Apr. 9, 2015, 8:47 AM

This year’s Iroquois Steeplechase is set for Saturday, May 9, at Percy Warner Park. (photo by Steve Green)

Nashville and Monroe Carell Jr. Children’s Hospital at Vanderbilt are gearing up for another year of one of America’s premier horse racing events, the Iroquois Steeplechase, now in its 74th year.

The Iroquois Steeplechase draws more than 25,000 spectators who come out to support the event, which benefits Children’s Hospital. Since being designated the official charity of the Iroquois Steeplechase in 1981, Children’s Hospital has received nearly $10 million from the event proceeds. The race is set for Saturday, May 9, at Percy Warner Park.

Bill Russell, M.D.

Bill Russell, M.D., director of the Ian M. Burr Division of Pediatric Endocrinology at Vanderbilt University School of Medicine, will serve as an honorary co-chair to represent Children’s Hospital. He was selected in recognition of his contributions to research and the clinical care of children with endocrine disorders.

“I’m honored to serve as honorary co-chair of this year’s Iroquois Steeplechase,” said Russell, a Cornelius Vanderbilt Professor of Pediatrics. “Since moving to the Nashville area in 1990, I’ve seen the extensive impact that the partnership between the Iroquois and Monroe Carell Jr. Children’s Hospital has had on the community and in the lives of so many children and their families.”

Russell is a graduate of the University of Michigan and Harvard Medical School.
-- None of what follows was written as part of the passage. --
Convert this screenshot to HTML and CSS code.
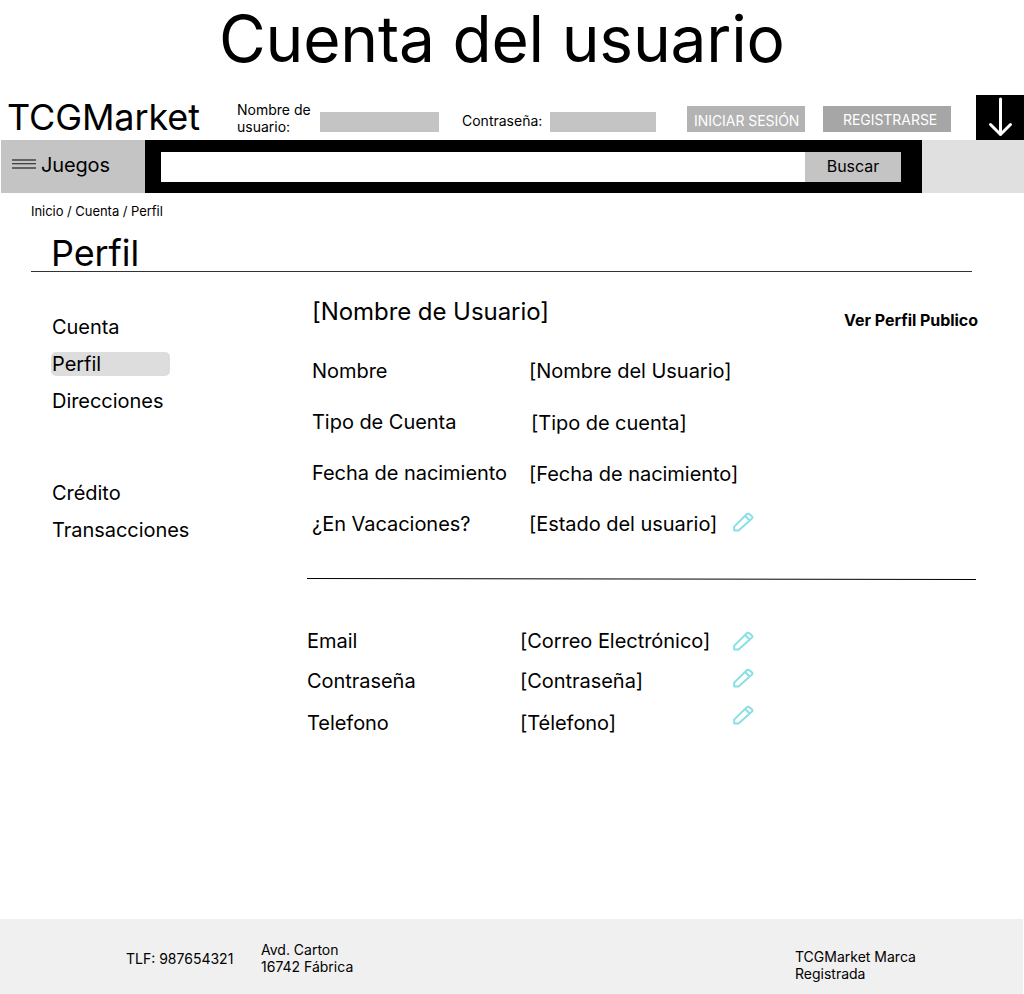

He trained in pediatrics and pediatric endocrinology at Massachusetts General Hospital in Boston and at the University of North Carolina at Chapel Hill. Prior to his time at Vanderbilt, Russell was on the faculty of the Harvard Medical School at the Massachusetts General Hospital in Boston.

Serving as this year’s child ambassador for Steeplechase is one of Russell’s patients, Winston Hovis, a 10-year-old fourth grade student who has type 1 diabetes. Winston has become an advocate for children at his school who have been newly diagnosed with diabetes.

On race day, gates open at 8 a.m., and the first race starts at 1 p.m. A designated family area also offers free games and activities for children younger than 12 who are accompanied by a parent.